Please mark a section as complete only after you performed all individual checks!

  • Feature: If the feature is listed as secondary, updating features.yml is optional.
  • Name/title: Try to limit to 7 words (not including articles or prepositions). Use sentence case.
  • Feature availability: Ensure available_in: is correct. Ensure the offering fields (gitlab_com:, self_managed:, gitlab_dedicated:, gitlab_dedicated_for_government:) are accurately set to true or false.
  • Documentation link: Ensure the documentation_link links to the correct document and anchor, and is wrapped in single quotes.
  • Image URL: The image should be smaller than 150 KB.
  • Links: Make sure the linked issue_url or epic_url is correct. Verify that all links and anchors work as intended.
  • Description: Review the content. Make sure it accurately describes the feature. Look for typos or grammar mistakes.

Notes:

  • If checklist items are incomplete, tell the PMs or other team members.

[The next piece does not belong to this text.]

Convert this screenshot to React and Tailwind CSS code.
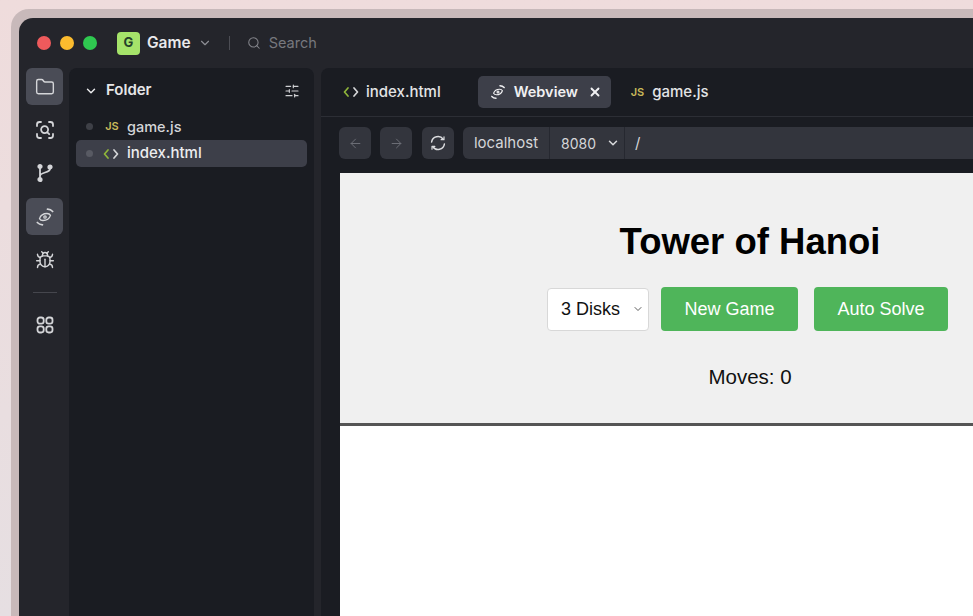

You can remove yourself as a reviewer, but request to be added back after the missing tasks are done.
  • After all checklist items are done, approve the merge request, select your checkbox in the review checklist, and remove yourself from the list of reviewers. Your job is done!

PMM review

PMM Review is Optional

Expand for Details

Please only mark this section as completed once you performed all individual checks! When your review is complete, please approve this MR and remove yourself from Reviewers.

  • PMM review
    • problem/solution: Does this describe the user pain points (problem) as well as how the new feature removes the pain points (solves the problem)?
      • short/pithy: Is this communicated clearly with the fewest words possible?
      • tone clarify: Is the language and sentence structure clear and grammatically correct?
      • technical clarity: Does the description of the feature make sense for various audiences, including folks who are not deeply familiar with GitLab?
    • Check/copyedit all your content blocks (including links/images)
    • If you think any features should change from primary to secondary, add a suggestion to the release post item and ping the PM owner to review.
    • Check/copyedit features.yml

EM release post item checklist

Expand for Details
  • Set at least one code MR as a blocker for this MR by going to Edit > Merge request dependencies.
  • When this MR is labeled as Ready and assigned to you:
    • Confirm the feature is in the release and note the following:
      • Be aware that merging code to master "does not guarantee that the feature will be in the release" (source).
      • If in doubt, you should confirm the feature commits are in the x-y-stable-ee branch (for example, 13-12-stable-ee).
      • You can also use the chatops command /chatops run release check [MR_URL] [RELEASE] to check if the MR will be included in the release.
    • If the feature has a feature flag, verify it is enabled by default.
    • If before 11:59PM PT on the Friday the milestone ends, merge this merge request to the master branch. If after that time, but you believe this should be merged late, follow the process for late additions and be sure to inform the release post manager.